Tuesday, October 14, 2008

Meyer, the Fed, and CRA

Laurence Meyer's A Term at the Fed does a better job of explaining what the making of monetary policy entails than any other book I know of. It certainly is far superior to Alan Greenspan's Age of Turbulance, which says almost nothing about monetary policy and maybe says a bit too much about Greenspan's fascination with celebrity and power.

At the beginning of his book, Meyer describes his appointment to the Fed. One his first hurdles was an interview with Joseph Stiglitz, then chairman of Clinton's Council of Economic advisors:

"Joe ended our conversation by telling me that he didn't want to pressure me on any issues on behalf of the Clinton administration, but he did want me to know that the administration was strongly in favor of CRA.

"I suspect we've all had moments when our responses to a particular situation could change our lives and careers. This seemed like one of those moments to me. I could have said: Joe I have heard of the NBA, the PTA, and CPAs, but CRA--I don't have a clue. But then, I figured I would still be a professor of economics at Washington University and an economic forecaster. ...

"Or I could have said: Joe, I am with you 100%--and figure out later what I had committed myself to. ... So I gave Joe the silent treatment. After a brief pause, Joe said good-bye, and I patted myself on the back for apparently dodging that bullet successfully. ...

"The second lesson is about Joe Stiglitz. He handled my ignorance of CRA in a very gentle and indeed constructive way....

"Democrats love CRA because it demonstrates how the government can provide better opportunities for lower-income families. Republicans hate CRA because it represents interference by government in the operation of businesses.... I became the member of the Board to testify before Congress on issues related to CRA. I went around the country supporting the superb work that community groups and banks were doing in providing affordable housing for low- and moderate-income groups. "
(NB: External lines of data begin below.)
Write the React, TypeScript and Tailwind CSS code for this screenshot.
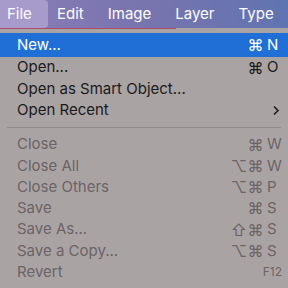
const font = { fontFamily: "Inter, 'Liberation Sans', sans-serif" };

type Item = {
  label: string;
  mods?: string;
  keyChar?: string;
  fkey?: string;
  submenu?: boolean;
  disabled?: boolean;
  active?: boolean;
};

const topItems: Item[] = [
  { label: "New...", mods: "⌘", keyChar: "N", active: true },
  { label: "Open...", mods: "⌘", keyChar: "O" },
  { label: "Open as Smart Object..." },
  { label: "Open Recent", submenu: true },
];

const bottomItems: Item[] = [
  { label: "Close", mods: "⌘", keyChar: "W", disabled: true },
  { label: "Close All", mods: "⌥⌘", keyChar: "W", disabled: true },
  { label: "Close Others", mods: "⌥⌘", keyChar: "P", disabled: true },
  { label: "Save", mods: "⌘", keyChar: "S", disabled: true },
  { label: "Save As...", mods: "⇧⌘", keyChar: "S", disabled: true },
  { label: "Save a Copy...", mods: "⌥⌘", keyChar: "S", disabled: true },
  { label: "Revert", fkey: "F12", disabled: true },
];

const MenuRow = ({ item }: { item: Item }) => {
  const color = item.active
    ? "text-white"
    : item.disabled
      ? "text-[#6a6465]"
      : "text-[#1a1a1a]";
  return (
    <div
      className={`flex items-center pl-[17px] pr-[6px] text-[15px] ${color} ${
        item.active ? "bg-[#1f6fd6] h-[24px]" : "h-[21.3px]"
      }`}
    >
      <span className="flex-1 whitespace-nowrap">{item.label}</span>
      {item.mods && (
        <span className="flex items-center">
          <span className="text-right text-[16px] tracking-[0.5px]">{item.mods}</span>
          <span className="w-[18px] pl-[3px]">{item.keyChar}</span>
        </span>
      )}
      {item.fkey && <span className="text-[12px]">{item.fkey}</span>}
      {item.submenu && (
        <svg width="8" height="11" viewBox="0 0 8 11" className="mr-[2px]">
          <path d="M2 1.5 L6 5.5 L2 9.5" fill="none" stroke="#1a1a1a" strokeWidth="1.6" />
        </svg>
      )}
    </div>
  );
};

export default function App() {
  const menus = ["File", "Edit", "Image", "Layer", "Type"];
  return (
    <div className="w-[288px] h-[288px] overflow-hidden bg-[#aaa3a4]" style={font}>
      {/* menu bar */}
      <div className="h-[28px] flex items-center bg-gradient-to-r from-[#8a7db8] via-[#7874ad] to-[#5f74b2] text-white text-[15px]">
        {menus.map((m, i) => (
          <div
            key={m}
            className={`h-full flex items-center ${
              i === 0 ? "w-[48px] pl-[7px] bg-[#a69bcb] rounded-r-[4px]" : "px-[8px]"
            } ${i === 1 ? "ml-[1px]" : ""} ${i > 1 ? "ml-[8px]" : ""}`}
          >
            {m}
          </div>
        ))}
      </div>
      <div className="w-[176px] h-[1px] bg-[#b0486a]" />

      {/* menu */}
      <div className="pt-[4px]">
        {topItems.map((it) => (
          <MenuRow key={it.label} item={it} />
        ))}
        <div className="h-[13px] flex items-center px-[7px]">
          <div className="h-px w-full bg-[#918b8c]" />
        </div>
        {bottomItems.map((it) => (
          <MenuRow key={it.label} item={it} />
        ))}
      </div>
    </div>
  );
}
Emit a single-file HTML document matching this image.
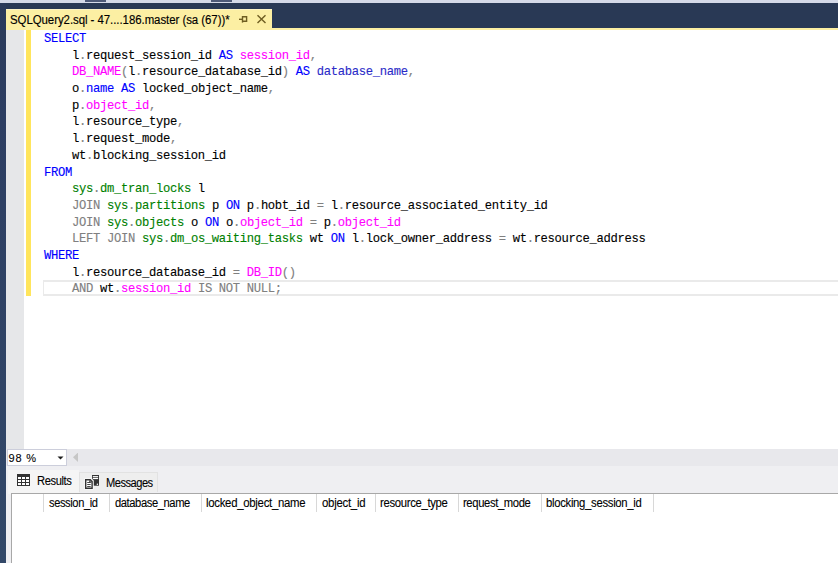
<!DOCTYPE html>
<html><head><meta charset="utf-8">
<style>
*{margin:0;padding:0;box-sizing:border-box}
html,body{width:838px;height:563px;overflow:hidden;background:#293955;font-family:"Liberation Sans",sans-serif}
.abs{position:absolute}
#topband{left:0;top:0;width:838px;height:3px;background:#D5DAE8}
.seg{top:0;height:2px;width:21px;background:#4E5A78}
#leftstrip{left:0;top:3px;width:6px;height:560px;background:linear-gradient(#2A3A59,#2D3E62 20%,#324868)}
#tab{left:6px;top:9px;width:266px;height:19px;background:#FCEFA3;border-top:1px solid #FDF4C6}
#tabtext{left:9.6px;top:11.5px;font-size:12px;letter-spacing:-0.05px;transform:scaleX(0.952);transform-origin:0 0;color:#000;-webkit-text-stroke:0.15px #000;white-space:nowrap;line-height:16px}
#ystrip{left:6px;top:28px;width:832px;height:2px;background:#FCEFA3}
#editor{left:6px;top:30px;width:832px;height:419px;background:#fff}
#margin{left:6px;top:30px;width:18px;height:419px;background:#E6E7E9}
#chg{left:26px;top:30px;width:4.5px;height:266px;background:#FFE55C}
#curline{left:43px;top:280px;width:800px;height:15.8px;border:2px solid #EAEAEA;border-left-width:1.5px;border-right:none}
#code{left:44px;top:31px;font-family:"Liberation Mono",monospace;font-size:12.2px;letter-spacing:-0.321px;line-height:16.68px;white-space:pre;color:#000;-webkit-text-stroke:0.12px currentColor}
.k{color:#0000FF}.f{color:#FF00FF}.g{color:#808080}.s{color:#008000}.n{color:#2B2BC8}
#hbar{left:6px;top:449px;width:832px;height:17px;background:#E8E8EC}
#combo{left:7px;top:449px;width:60px;height:17px;background:#fff;border:1px solid #CCCEDB}
#combotext{left:8.6px;top:452px;font-size:11px;letter-spacing:0.75px;line-height:13px;color:#000;-webkit-text-stroke:0.1px #000}
#results{left:6px;top:466px;width:832px;height:97px;background:#EFEFF2}
#rtab{left:8px;top:470px;width:71px;height:24px;background:#F5F5F5}
#mtab{left:79px;top:472px;width:79px;height:20px;background:#EEEEEE;border:1px solid #E2E2E2;border-bottom:none}
#grid{left:11px;top:493px;width:827px;height:70px;background:#fff;border-top:1px solid #A8A8A8;border-left:1px solid #A8A8A8}
.gtext{top:494.5px;font-size:12px;line-height:16px;color:#000;white-space:nowrap;-webkit-text-stroke:0.1px #000}
.tabt{font-size:12px;line-height:16px;color:#000;white-space:nowrap;-webkit-text-stroke:0.1px #000}
.gsep{top:494px;width:1px;height:18px;background:#D8D8D8}
</style></head><body>
<div id="topband" class="abs"></div>
<div class="abs seg" style="left:85px"></div>
<div class="abs seg" style="left:211px"></div>
<div id="leftstrip" class="abs"></div>
<div id="tab" class="abs"></div>
<div id="tabtext" class="abs">SQLQuery2.sql - 47....186.master (sa (67))*</div>
<svg class="abs" style="left:236px;top:12px" width="36" height="14" viewBox="0 0 36 14">
  <g fill="none" stroke="#6F5E22" stroke-width="1.4">
    <path d="M3 7.3H7"/><path d="M6.5 4V10.6"/><path d="M7 4.8H10.6V9.3H7"/>
    <path d="M21.5 3.2L29.5 11M29.5 3.2L21.5 11"/>
  </g>
</svg>
<div id="ystrip" class="abs"></div>
<div id="editor" class="abs"></div>
<div id="margin" class="abs"></div>
<div id="chg" class="abs"></div>
<div id="curline" class="abs"></div>
<div id="code" class="abs"><span class="k">SELECT</span>
    l<span class="g">.</span>request_session_id <span class="k">AS</span> <span class="f">session_id</span><span class="g">,</span>
    <span class="f">DB_NAME</span><span class="g">(</span>l<span class="g">.</span>resource_database_id<span class="g">)</span> <span class="k">AS</span> <span class="n">database_name</span><span class="g">,</span>
    o<span class="g">.</span><span class="k">name</span> <span class="k">AS</span> locked_object_name<span class="g">,</span>
    p<span class="g">.</span><span class="f">object_id</span><span class="g">,</span>
    l<span class="g">.</span>resource_type<span class="g">,</span>
    l<span class="g">.</span>request_mode<span class="g">,</span>
    wt<span class="g">.</span>blocking_session_id
<span class="k">FROM</span>
    <span class="s">sys</span><span class="g">.</span><span class="s">dm_tran_locks</span> l
    <span class="g">JOIN</span> <span class="s">sys</span><span class="g">.</span><span class="s">partitions</span> p <span class="k">ON</span> p<span class="g">.</span>hobt_id <span class="g">=</span> l<span class="g">.</span>resource_associated_entity_id
    <span class="g">JOIN</span> <span class="s">sys</span><span class="g">.</span><span class="s">objects</span> o <span class="k">ON</span> o<span class="g">.</span><span class="f">object_id</span> <span class="g">=</span> p<span class="g">.</span><span class="f">object_id</span>
    <span class="g">LEFT JOIN</span> <span class="s">sys</span><span class="g">.</span><span class="s">dm_os_waiting_tasks</span> wt <span class="k">ON</span> l<span class="g">.</span>lock_owner_address <span class="g">=</span> wt<span class="g">.</span>resource_address
<span class="k">WHERE</span>
    l<span class="g">.</span>resource_database_id <span class="g">=</span> <span class="f">DB_ID</span><span class="g">()</span>
    <span class="g">AND</span> wt<span class="g">.</span><span class="f">session_id</span> <span class="g">IS NOT NULL;</span></div>
<div id="hbar" class="abs"></div>
<div id="combo" class="abs"></div>
<div id="combotext" class="abs">98 %</div>
<svg class="abs" style="left:56px;top:453px" width="86" height="12" viewBox="0 0 86 12">
  <path d="M1.5 3.5H7.5L4.5 6.5Z" fill="#1E1E1E"/>
  <path d="M22 -0.5V9L17 4.25Z" fill="#C6C6C6"/>
</svg>
<div id="results" class="abs"></div>
<div id="rtab" class="abs"></div>
<div id="mtab" class="abs"></div>
<div id="grid" class="abs"></div>
<svg class="abs" style="left:17px;top:474px" width="13" height="12" viewBox="0 0 13 12">
  <rect width="13" height="12" fill="#333333"/>
  <g fill="#FFFFFF">
    <rect x="1" y="3" width="3" height="2"/><rect x="5" y="3" width="3" height="2"/><rect x="9" y="3" width="3" height="2"/>
    <rect x="1" y="6" width="3" height="2"/><rect x="5" y="6" width="3" height="2"/><rect x="9" y="6" width="3" height="2"/>
    <rect x="1" y="9" width="3" height="2"/><rect x="5" y="9" width="3" height="2"/><rect x="9" y="9" width="3" height="2"/>
  </g>
</svg>
<div class="abs tabt" style="left:36.5px;top:473px;letter-spacing:-0.425px;transform:scaleX(0.9300);transform-origin:0 0">Results</div>
<svg class="abs" style="left:84px;top:474px" width="16" height="16" viewBox="0 0 16 16">
  <rect x="8" y="1" width="7" height="10.7" fill="#333333"/>
  <rect x="8.8" y="2.1" width="5.3" height="1.2" fill="#FFFFFF"/>
  <rect x="8.8" y="4" width="5.3" height="1.1" fill="#FFFFFF"/>
  <circle cx="13.4" cy="10.2" r="0.75" fill="#FFFFFF"/>
  <path d="M0.2 4H7.2L9.8 6.6V15.8H0.2Z" fill="#F7F7F7"/>
  <path d="M1 5H6.6L8.8 7.2V15H1Z" fill="#333333"/>
  <path d="M2.4 6.4H6L7.4 7.8V13.6H2.4Z" fill="#FFFFFF"/>
  <path d="M5.8 6.2V8H7.6" fill="none" stroke="#333333" stroke-width="1.1"/>
  <path d="M3.2 8.5H6.7M3.2 10.5H6.7M3.2 12.5H6.7" stroke="#333333" stroke-width="0.9"/>
</svg>
<div class="abs tabt" style="left:105.7px;top:475px;letter-spacing:-0.536px;transform:scaleX(0.9254);transform-origin:0 0">Messages</div>
<div class="abs gtext" style="left:48.5px;letter-spacing:-0.428px;transform:scaleX(0.9262);transform-origin:0 0">session_id</div>
<div class="gsep abs" style="left:43px"></div>
<div class="abs gtext" style="left:115px;letter-spacing:-0.450px;transform:scaleX(0.9330);transform-origin:0 0">database_name</div>
<div class="gsep abs" style="left:109px"></div>
<div class="abs gtext" style="left:205.5px;letter-spacing:-0.306px;transform:scaleX(0.9499);transform-origin:0 0">locked_object_name</div>
<div class="gsep abs" style="left:201px"></div>
<div class="abs gtext" style="left:321.5px;letter-spacing:-0.281px;transform:scaleX(0.9497);transform-origin:0 0">object_id</div>
<div class="gsep abs" style="left:316px"></div>
<div class="abs gtext" style="left:379.5px;letter-spacing:-0.337px;transform:scaleX(0.9429);transform-origin:0 0">resource_type</div>
<div class="gsep abs" style="left:375px"></div>
<div class="abs gtext" style="left:462.5px;letter-spacing:-0.400px;transform:scaleX(0.9377);transform-origin:0 0">request_mode</div>
<div class="gsep abs" style="left:458px"></div>
<div class="abs gtext" style="left:545.5px;letter-spacing:-0.319px;transform:scaleX(0.9426);transform-origin:0 0">blocking_session_id</div>
<div class="gsep abs" style="left:541px"></div>
<div class="gsep abs" style="left:653px"></div>
</body></html>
There is no further mention of CRA, the Community Reinvestment Act, in the book. I wonder if Meyer would have given it a lot more space if he were writing today. CRA was not the immediate source of the current financial panic, and I do not think it was either a necessary or sufficient cause. Rather it served either as a few early steps on a long path to, or perhaps one of a number of tributaries to the river that flowed to the current panic. A full understanding of what led to the current panic would be incomplete without some discussion of CRA and the desire to expand home ownership.